Tristan January 29, 2010 at 6:41 pm

Marx predicted a series of ever-increasingly devastating economic disasters. Marx predicted capitalism would not be able to prevent these disasters from becoming more often and more extreme, not because no one knows how to prevent this, but because those who know are not able to effect the necessary change.

Marx never predicted, after all, that capitalists would not read him. And they do. It is not accidental that Margaret Thatcher, fierce chicago-school neo liberal, assigned Marx as necessary reading to her staff complement.

The same neo-liberals who argue for deregulation know it will produce instability which will cause ever greatening crises, perhaps destroying the system. They do it anyway because it is in their short term interest.
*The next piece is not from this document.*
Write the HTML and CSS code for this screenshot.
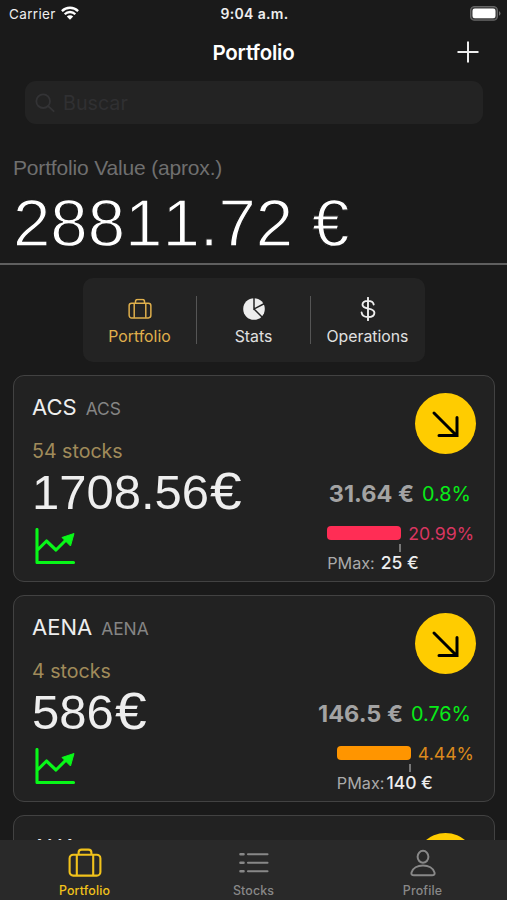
FILE: index.html
```html
<!DOCTYPE html>
<html lang="es">
<head>
<meta charset="utf-8">
<title>Portfolio</title>
<link rel="stylesheet" href="styles.css">
</head>
<body>
<svg class="defs" aria-hidden="true">
  <symbol id="case" viewBox="0 0 34 30"><g fill="none" stroke="currentColor" stroke-width="2.1"><rect x="1.6" y="6.8" width="30.8" height="20.8" rx="3.6"/><path d="M8.800 7v20.500M25.200 7v20.500M10.600 6.500V4.600a3 3 0 0 1 3-3h6.800a3 3 0 0 1 3 3v1.900"/></g></symbol>
  <symbol id="chart" viewBox="0 0 42 36"><path d="M3 1.500v33H39.500M3.500 22l9-9 9.500 9 12-12" fill="none" stroke="currentColor" stroke-width="3.100" stroke-linecap="round" stroke-linejoin="round"/><path d="M40 5.500 28 9.500l8.500 8.500z" fill="currentColor" stroke="currentColor" stroke-width="1" stroke-linejoin="round"/></symbol>
  <symbol id="arrow" viewBox="0 0 61 61"><path d="M19 20 41.500 42.500M42 24.500v18H24" fill="none" stroke="#000" stroke-width="3" stroke-linecap="round"/></symbol>
</svg>
<div class="phone">
  <header>
    <div class="status">
      <div class="carrier"><span>Carrier</span>
        <svg class="wifi" viewBox="0 0 18 14"><g fill="none" stroke="#fff" stroke-width="2.300"><path d="M.9 5.100a11.500 11.500 0 0 1 16.200 0M3.700 8.200a7.500 7.500 0 0 1 10.600 0"/></g><path d="M9 13.800 5.800 10.500a4.600 4.600 0 0 1 6.400 0z" fill="#fff"/></svg>
      </div>
      <div class="time">9:04 a.m.</div>
      <svg class="battery" viewBox="0 0 31 15"><rect x=".6" y=".6" width="26.800" height="13.600" rx="4" fill="#3a3a3a" stroke="#666" stroke-width="1.300"/><rect x="2.500" y="2.500" width="23" height="9.800" rx="2.300" fill="#fff"/><path d="M29 5q3 2.400 0 4.800z" fill="#717171"/></svg>
    </div>
    <div class="nav"><h1>Portfolio</h1><svg class="plus" viewBox="0 0 22 22"><path d="M11 .5v21M.5 11h21" stroke="#eee" stroke-width="2"/></svg></div>
    <div class="search"><svg viewBox="0 0 22 22"><g fill="none" stroke="#333335" stroke-width="2" stroke-linecap="round"><circle cx="9" cy="9" r="7.500"/><path d="m14.500 14.500 6 5.500"/></g></svg><span>Buscar</span></div>
  </header>
  <section class="summary">
    <div class="label">Portfolio Value (aprox.)</div>
    <div class="total">28811.72 €</div>
  </section>
  <nav class="segments">
    <div class="segment active"><svg viewBox="0 0 34 30"><use href="#case"/></svg><span>Portfolio</span></div>
    <div class="segment"><svg viewBox="0 0 24 24"><circle cx="12" cy="12" r="10.800" fill="#ededed"/><path d="M12 0v12L22.500 6.500M12 12l8.500 8.500" fill="none" stroke="#232323" stroke-width="1.500"/></svg><span>Stats</span></div>
    <div class="segment"><svg viewBox="0 0 24 24"><path d="M12 .8v22.400M17.700 7.500C17.200 5 15 3.900 12 3.900c-3.300 0-5.500 1.500-5.500 3.900 0 5.300 11.900 2.300 11.900 7.900 0 2.700-2.600 4.300-6.300 4.300-3.700 0-6.200-1.600-6.500-4.500" fill="none" stroke="#ededed" stroke-width="1.900" stroke-linecap="round"/></svg><span>Operations</span></div>
  </nav>
  <main>
    <article class="card">
      <div class="left">
        <div class="name"><b>ACS</b><span>ACS</span></div>
        <div class="stocks">54 stocks</div>
        <div class="value">1708.56<span>€</span></div>
        <svg class="trend"><use href="#chart"/></svg>
      </div>
      <div class="right">
        <svg class="badge"><use href="#arrow"/></svg>
        <div class="price"><b>31.64 €</b><span>0.8%</span></div>
        <div class="gauge red">
          <div class="meter"><i></i><span>20.99%</span></div>
          <div class="tick"></div>
          <div class="pmax"><span>PMax:</span><b>25 €</b></div>
        </div>
      </div>
    </article>
    <article class="card">
      <div class="left">
        <div class="name"><b>AENA</b><span>AENA</span></div>
        <div class="stocks">4 stocks</div>
        <div class="value">586<span>€</span></div>
        <svg class="trend"><use href="#chart"/></svg>
      </div>
      <div class="right">
        <svg class="badge"><use href="#arrow"/></svg>
        <div class="price"><b>146.5 €</b><span>0.76%</span></div>
        <div class="gauge orange">
          <div class="meter"><i></i><span>4.44%</span></div>
          <div class="tick"></div>
          <div class="pmax tight"><span>PMax:</span><b>140 €</b></div>
        </div>
      </div>
    </article>
    <article class="card">
      <div class="left"><div class="name"><b>AXA</b></div></div>
      <div class="right"><svg class="badge"><use href="#arrow"/></svg></div>
    </article>
  </main>
  <footer class="tabs">
    <div class="tab active"><svg viewBox="0 0 34 30"><use href="#case"/></svg><span>Portfolio</span></div>
    <div class="tab"><svg viewBox="0 0 34 30"><path d="M3.500 6.300h3M3.500 14.800h3M3.500 23.300h3" stroke="currentColor" stroke-width="2.600" stroke-linecap="round"/><path d="M11 6.300h19.500M11 14.800h19.500M11 23.300h19.500" stroke="currentColor" stroke-width="2.100" stroke-linecap="round"/></svg><span>Stocks</span></div>
    <div class="tab"><svg viewBox="0 0 34 30"><g fill="none" stroke="currentColor" stroke-width="2"><ellipse cx="17" cy="8.800" rx="5.400" ry="6"/><path d="M8 27.300h18c2 0 3-1 2.500-2.800-1.300-4.300-6-6.900-11.500-6.900S6.800 20.200 5.500 24.500C5 26.300 6 27.300 8 27.300z"/></g></svg><span>Profile</span></div>
  </footer>
</div>
</body>
</html>
```
FILE: styles.css
```css
* { box-sizing: border-box; }
body { margin: 0; background: #1a1a1a; font-family: Inter, "Liberation Sans", sans-serif; color: #eee; }
b { font-weight: inherit; }
svg { display: block; flex: none; }
span { white-space: nowrap; }
.defs { display: none; }
.phone { width: 507px; height: 900px; overflow: hidden; display: flex; flex-direction: column; background: #1a1a1a; }

header { height: 140px; flex: none; }
.status { height: 28px; display: grid; grid-template-columns: 1fr auto 1fr; align-items: center; padding: 0 6px 0 9px; font-size: 13.500px; }
.carrier { display: flex; align-items: center; gap: 5px; letter-spacing: 0.350px; }
.wifi { width: 18px; height: 14px; margin-top: -2px; }
.time { font-size: 14px; line-height: 17px; font-weight: 600; letter-spacing: 0.350px; margin: -2px 1px 0 0; }
.battery { width: 31px; height: 15px; justify-self: end; margin-top: -2px; }
.nav { height: 53px; padding-top: 3px; display: grid; grid-template-columns: 1fr auto 1fr; }
.nav h1 { grid-column: 2; margin: 0; font-size: 20.500px; line-height: 43px; font-weight: 600; letter-spacing: -0.200px; color: #fff; }
.plus { width: 22px; height: 22px; justify-self: end; margin: 10px 28px 0 0; }
.search { height: 43px; margin: 0 24px 0 25px; border-radius: 11px; background: #232323; color: #303032; display: flex; align-items: center; gap: 8px; padding-left: 10px; font-size: 19.700px; }
.search svg { width: 20px; height: 20px; }

.summary { height: 125px; flex: none; padding: 15px 13px 0; border-bottom: 2px solid #5f5f5f; font-family: "Liberation Sans", sans-serif; }
.label { font-size: 21px; line-height: 26px; letter-spacing: -0.170px; color: #6f6f6f; white-space: nowrap; }
.total { font-size: 67.200px; line-height: 74px; margin-top: 5px; color: #fff; font-kerning: none; -webkit-text-stroke: 1.300px #1a1a1a; white-space: nowrap; }

.segments { width: 342px; height: 84px; flex: none; margin: 13px 0 13px 83px; border-radius: 10px; background: #232323; display: grid; grid-template-columns: repeat(3, 1fr); align-items: center; }
.segment { height: 48px; display: flex; flex-direction: column; align-items: center; font-size: 15.800px; color: #e0e0e0; border-right: 1px solid #555; }
.segment:last-child { border-right-color: transparent; }
.segment svg { width: 24px; height: 24px; margin: 1px 0 5px; }
.segment span { line-height: 22px; }
.segment.active { color: #e0b04c; }

main { flex: 1; min-height: 0; overflow: hidden; padding: 0 12px 0 13px; display: flex; flex-direction: column; gap: 13px; }
.card { height: 207px; flex: none; border: 1.500px solid #424242; border-radius: 11px; background: #222; display: flex; justify-content: space-between; padding: 17px 18px 0 18px; }
.left { padding-top: 1px; }
.name { display: flex; align-items: baseline; gap: 9px; line-height: 26px; }
.name b { font-size: 22px; font-weight: 400; }
.name span { font-size: 17.400px; color: #858585; }
.stocks { margin-top: 16px; font-size: 19.600px; line-height: 26px; color: #a08b5a; }
.value { font-family: "Liberation Sans", sans-serif; font-size: 49px; line-height: 54px; height: 54px; margin-top: 1px; color: #eee; font-kerning: none; }
.value span { display: inline-block; font-size: 51px; line-height: 1; margin-left: 1px; transform: scaleX(1.120); transform-origin: left; }
.trend { width: 42px; height: 36px; margin: 9px 0 0 2px; color: #08f818; }
.right { display: flex; flex-direction: column; align-items: flex-end; }
.badge { width: 61px; height: 61px; border-radius: 50%; background: #fc0; }
.price { display: flex; align-items: center; gap: 8px; margin: 26px 5px 0 0; line-height: 28px; }
.price b { font-size: 23.500px; font-weight: 700; color: #a3a3a3; }
.price span { font-size: 19.800px; color: #08ec18; }
.gauge { margin: 13px 2px 0 0; }
.meter { display: flex; align-items: center; gap: 7px; height: 24px; font-size: 17.700px; }
.meter i { width: 74px; height: 14px; border-radius: 4px; background: currentColor; }
.red { color: #ff2d55; }
.red .meter span { color: #d93660; }
.orange { color: #ff9500; }
.orange .meter span { color: #dc8a1d; }
.tick { width: 2px; height: 8px; margin: -1px 0 0 72px; background: #777; }
.pmax { display: flex; align-items: baseline; gap: 6px; font-size: 16.200px; line-height: 22px; color: #aaa; }
.pmax.tight { gap: 2px; }
.pmax b { color: #eee; font-weight: 500; font-size: 17.500px; }

.tabs { height: 60px; flex: none; background: #292929; display: grid; grid-template-columns: repeat(3, 1fr); }
.tab { display: flex; flex-direction: column; align-items: center; padding-top: 8px; font-size: 12.400px; font-weight: 500; letter-spacing: 0.150px; color: #888; }
.tab svg { width: 34px; height: 30px; }
.tab span { line-height: 16px; margin-top: 5px; }
.tab.active { color: #f1c21b; }
```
Milan February 1, 2010 at 10:40 am

At least some people, like Alan Greenspan, genuinely believe(d?) that markets will regulate themselves if governments stop interfering.

I certainly don’t think everyone in favour of radical deregulation secretly believes that it could destroy the global financial system.

Tristan February 1, 2010 at 2:48 pm

Alan Greenspan? Oh – you mean the economist who ran the federal reserve, despite himself proclaiming to prefer the 19th century american banking system? The Alan Greenspan who compromised everyone one of his principles? In other words, he’s another half-measure neo-liberal.

The real conservatives are nothing like Alan Greenspan. They actually have something not-in-common with Marx – they really believe that Market stability (as a sustainable instability, because they have a historical outlook on the business cycle) is sustainable. Of course, this means they have to have something in common with Marx – that the business cycle is to be understood historically, and that it expresses laws that are more perfect than their contingent manifestations. They are, in other words, Hegelians.

Alan Greenspan, and other Thatcherites, are just lying. They make their money on bubbles they create on purpose, and they take their golden parachutes.

Milan February 1, 2010 at 3:26 pm

Your thesis – that all neoliberals are arguing in bad faith and expect their preferred policies to endanger the financial system – is impossible to prove.

At the same time, it seems at least plausible that some people genuinely believed that deregulation would make the financial system more resilient.